The displays are generally well put together, but for now it all feels too sparse, the gaping rooms conceived for a collection that is incapable of filling them. The highlight is found in a side gallery, in the form of a temporary exhibition deftly curated by Dutch practice OMA and local architect Fatma al-Sahlawi, which puts Doha’s extraordinary building boom in much-needed context. It documents the early city masterplans to the present context, charting how 11 Pritzker prize winners have been hired to shape Qatar’s identity with evermore elaborate visions.
But what’s missing throughout the museum is any confrontation of the more painful side-effects of this rapid growth. Unlike at the city’s eye-opening slavery museum nearby, the sensitive territory of human rights is left well alone throughout.
It is a topic that this worldly nation should be more willing to confront head on. In 2016, a Guardian investigation into construction workers’ conditions in Qatar found alleged abuses ranging from irregular or decreased payment of wages to passport confiscation and high levels of debt bondage. Some Nepalese labourers employed at the national museum said they were paid a much lower salary than promised when they were recruited in their home country.
Facing increased international scrutiny in the run-up to the 2022 World Cup, Qatar has now introduced a minimum wage for migrant workers and says it is trying to replace the kafala (sponsorship) system with a new contractual system, and bar employers from confiscating workers’ passports. But for campaign groups like Human Rights Watch (HRW), the reforms don’t go far enough.

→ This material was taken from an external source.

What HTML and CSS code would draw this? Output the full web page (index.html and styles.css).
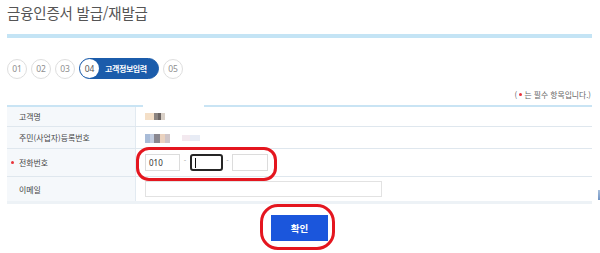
FILE: index.html
```html
<!DOCTYPE html>
<html lang="ko">
<head>
<meta charset="utf-8">
<title>금융인증서 발급/재발급</title>
<link rel="stylesheet" href="styles.css">
</head>
<body>
<div class="page">
  <h1 class="title">금융인증서 발급/재발급</h1>
  <div class="bar"></div>

  <ol class="steps">
    <li class="step">01</li>
    <li class="step">02</li>
    <li class="step">03</li>
    <li class="step current"><span class="num">04</span><span class="name">고객정보입력</span></li>
    <li class="step">05</li>
  </ol>

  <p class="note">( <span class="note-dot"></span> 는 필수 항목입니다.)</p>

  <div class="form">
    <div class="mask"></div>
    <div class="row r1">
      <div class="label">고객명</div>
      <div class="value">
        <span class="blur">
          <i class="px" style="width:9px;background:#f4dfc7"></i><i class="px" style="width:4px;background:#8b8481"></i><i class="px" style="width:3px;background:#6c6563"></i><i class="px" style="width:4px;background:#d9d0c7"></i>
        </span>
      </div>
    </div>
    <div class="row r2">
      <div class="label">주민(사업자)등록번호</div>
      <div class="value">
        <span class="blur tall">
          <i class="px" style="width:5px;background:#a9bcd8"></i><i class="px" style="width:4px;background:#c3cde0"></i><i class="px" style="width:6px;background:#8a878f"></i><i class="px" style="width:5px;background:#ead2bf"></i><i class="px" style="width:5px;background:#cfc5c8"></i>
        </span>
        <span class="blur faint">
          <i class="px" style="width:8px;background:#f2e7ee"></i><i class="px" style="width:10px;background:#e6ebf4"></i>
        </span>
      </div>
    </div>
    <div class="row r3">
      <div class="label"><span class="req"></span>전화번호</div>
      <div class="value">
        <div class="phone">
          <div class="field f1">010</div>
          <span class="dash">-</span>
          <div class="field f2 focus"><span class="caret"></span></div>
          <span class="dash">-</span>
          <div class="field f3"></div>
          <span class="mark phone-mark"></span>
        </div>
      </div>
    </div>
    <div class="row r4">
      <div class="label">이메일</div>
      <div class="value">
        <div class="field email"></div>
      </div>
    </div>
  </div>

  <div class="actions">
    <div class="btn-wrap">
      <button class="btn" type="button">확인</button>
      <span class="mark btn-mark"></span>
    </div>
  </div>
</div>
<span class="edge"></span>
</body>
</html>
```

FILE: styles.css
```css
* { box-sizing: border-box; }
html, body { margin: 0; padding: 0; background: #fff; }
body {
  width: 600px;
  height: 253px;
  overflow: hidden;
  position: relative;
  font-family: "Noto Sans CJK KR", "Noto Sans", sans-serif;
  color: #444;
}
.page { padding: 0 8px 0 7px; }

.title {
  margin: 0;
  padding-top: 3px;
  font-size: 14.5px;
  line-height: 20px;
  font-weight: 400;
  color: #555;
  letter-spacing: -0.2px;
}
.bar {
  margin-top: 11px;
  height: 4px;
  background: #c4e4f5;
}

.steps {
  list-style: none;
  margin: 20px 0 0;
  padding: 0;
  display: flex;
  align-items: center;
  gap: 4px;
  height: 21px;
}
.step {
  width: 20px;
  height: 20px;
  border: 1px solid #dedede;
  border-radius: 50%;
  display: flex;
  align-items: center;
  justify-content: center;
  font-family: "Noto Sans", sans-serif;
  font-size: 8.5px;
  color: #8e8e8e;
  background: #fff;
}
.step.current {
  width: 80px;
  height: 21px;
  border: 1px solid #1b5cab;
  border-radius: 11px;
  background: #1b5cab;
  justify-content: flex-start;
  padding: 0;
}
.step.current .num {
  width: 19px;
  height: 19px;
  border-radius: 50%;
  background: #fff;
  display: flex;
  align-items: center;
  justify-content: center;
  color: #555;
  font-size: 8.5px;
}
.step.current .name {
  margin-left: 6px;
  color: #fff;
  font-family: "Noto Sans CJK KR", sans-serif;
  font-weight: 700;
  font-size: 8px;
  letter-spacing: -0.4px;
}

.note {
  margin: 11px 0 5px;
  text-align: right;
  font-size: 7.8px;
  line-height: 10px;
  color: #666;
  padding-right: 1px;
}
.note-dot {
  display: inline-block;
  width: 3px;
  height: 3px;
  border-radius: 50%;
  background: #e8333b;
  vertical-align: 2px;
}

.form {
  position: relative;
  border-top: 2px solid #c9e4f4;
}
.mask {
  position: absolute;
  left: 136px;
  top: -10px;
  width: 61px;
  height: 12px;
  background: #fff;
}
.row {
  display: grid;
  grid-template-columns: 129px 1fr;
  border-bottom: 1px solid #dfe7ee;
}
.r1 { height: 20px; }
.r2 { height: 22px; }
.r3 { height: 28px; }
.r4 { height: 27px; border-bottom: 3px solid #edf2f6; }
.label {
  background: #f5f8fb;
  border-right: 1px solid #e2eaf1;
  padding-left: 12px;
  display: flex;
  align-items: center;
  font-size: 7.9px;
  color: #444;
}
.req {
  display: inline-block;
  width: 3px;
  height: 3px;
  border-radius: 50%;
  background: #e8333b;
  margin-left: -8.5px;
  margin-right: 5.5px;
}
.value {
  padding-left: 9px;
  display: flex;
  align-items: center;
}

.blur { display: inline-flex; height: 7px; }
.blur.tall { height: 9px; margin-top: 2px; }
.blur.faint { height: 6px; margin-left: 12px; opacity: 0.9; }
.px { display: block; height: 100%; }

.phone {
  position: relative;
  display: flex;
  align-items: center;
}
.field {
  height: 17px;
  border: 1px solid #dcdcdc;
  background: #fff;
  font-family: "Noto Sans", sans-serif;
  font-size: 8px;
  color: #333;
  display: flex;
  align-items: center;
  padding-left: 3px;
}
.f1 { width: 35px; }
.f2 { width: 33px; }
.f3 { width: 36px; }
.field.focus {
  border: 2px solid #262626;
  border-radius: 3px;
  padding-left: 3px;
}
.caret {
  display: block;
  width: 1px;
  height: 10px;
  background: #111;
}
.dash {
  width: 10px;
  text-align: center;
  font-size: 7px;
  color: #999;
  margin-top: -6px;
}
.f2 + .dash { width: 9px; }
.email { width: 237px; height: 16px; border-color: #e2e2e2; }

.mark {
  position: absolute;
  border: 3px solid #e4161f;
  pointer-events: none;
}
.phone-mark {
  left: -9px;
  right: -9px;
  top: -7px;
  bottom: -10px;
  border-radius: 13px;
}

.actions {
  display: flex;
  justify-content: center;
  margin-top: 11px;
}
.btn-wrap { position: relative; }
.btn {
  display: block;
  width: 57px;
  height: 26px;
  border: 0;
  margin: 0;
  padding: 0;
  background: #1b56dc;
  color: #fff;
  font-family: "Noto Sans CJK KR", sans-serif;
  font-weight: 700;
  font-size: 9.5px;
}
.btn-mark {
  left: -11px;
  right: -7px;
  top: -11px;
  bottom: -9px;
  border-radius: 18px;
}

.edge {
  position: absolute;
  left: 598px;
  top: 190px;
  width: 2px;
  height: 10px;
  background: linear-gradient(#a9c0dc, #6f93c4);
}
```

“While Qatar has taken some important steps to protect human rights, there is still a long way to go before migrant workers are protected from abuse and exploitation,” HRW’s deputy Middle East director Lama Fakih said in January. “As Qatar races to complete planned construction projects in time, now is the time to put in place durable labour rights reforms.”
The museum’s final gallery, set to focus on modern-day Qatar, is yet to be filled. The human costs of the country’s insatiable ambitions would be a worthy subject.